Kesenian rakyat dalam orientasi globalisasi
Pada era globalisasi saat ini, eksistensi atau keberadaan kesenian rakyat berada pada titik yang rendah dan mengalami berbagai tantangan dan tekanan-tekanan baik dari pengaruh luar maupun dalam. Tekanan dari pengaruh luar terhadap kesenian rakyat ini dapat dilihat dari pengaruh berbagai karya-karya kesenian populer dan juga karya-karya kesenian yang lebih modern lagi yang dikenal dengan budaya pop. Kesenian-kesenian populer tersebut lebih mempunyai keleluasaan dan kemudahan-kemudahan dalam berbagai komunikasi baik secara alamiah maupun teknologi, sehingga hal ini memberikan pengaruh terhadap masyarakat. Selain itu, aparat pemerintah nampaknya lebih mengutamakan atau memprioritaskan segi keuntungan ekonomis (bisnis) ketimbang segi budayanya, sehingga kesenian rakyat semakin tertekan lagi.

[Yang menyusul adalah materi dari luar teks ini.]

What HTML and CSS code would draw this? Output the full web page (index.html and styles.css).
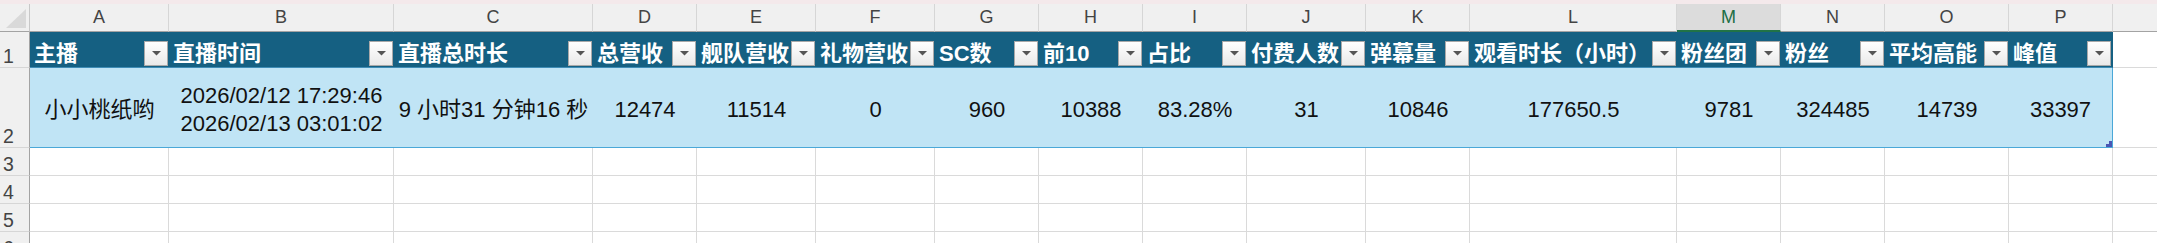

Kebanyakan hal tersebut (kesenian tradisional) ini tidak dapat bangun lagi karena kerasnya daya saing dengan kesenian-kesenian yang sangat modern. Sementara itu pemerintah hampir tidak perduli lagi dengan keadaan kesenian tradisional di daerah. Hal ini, bisa saja disebabkan oleh adanya asumsi-asumsi yang dikaitkan dengan konsep-konsep dasar pembangunan di bidang kesenian yang penekanannya dan intinya melestarikan dan mengembangkan kesenian yang bertaraf dengan kecenderungan universal. Sehingga, kesenian-kesenian yang ada sekarang ini dapat dianggap tidak sesuai dengan objek-objek dan tujuan dari pembangunan yang sedang dijalankannya ini. Dengan kata lain, bahwa keaslian dari suatu kesenian yang dipandang belum dapat dibanggakan sebagai bukti keberhasilan suatu pembangunan di daerahnya.
Peran pemerintah dalam kesenian rakyat
Dalam pengamatan yang lebih sempit dapat kita melihat tingkah laku aparat pemerintah dalam menangani perkembangan kesenian rakyat, dimana banyaknya camput tangan dalam menentukan objek dan berusaha merubah agar sesuai dengan tuntutan pembangunan. Hal ini tentu saja mengabaikan masalah pemeliharaan dan pengembangan kesenian secara murni, dalam arti benar-benar didukung oleh nilai seni yang mendalam dan bukan sekedar hanya dijadikan model saja dalam pembangunan.
Dengan demikian, kesenian rakyat semakin lama tidak dapat mempunyai ruang yang cukup memadai untuk perkembangan secara alami atau natural, karena itu, secara tidak langsung kesenian rakyat akhirnya menjadi sangat tergantung oleh model-model pembangunan yang cenderung lebih modern dan rasional.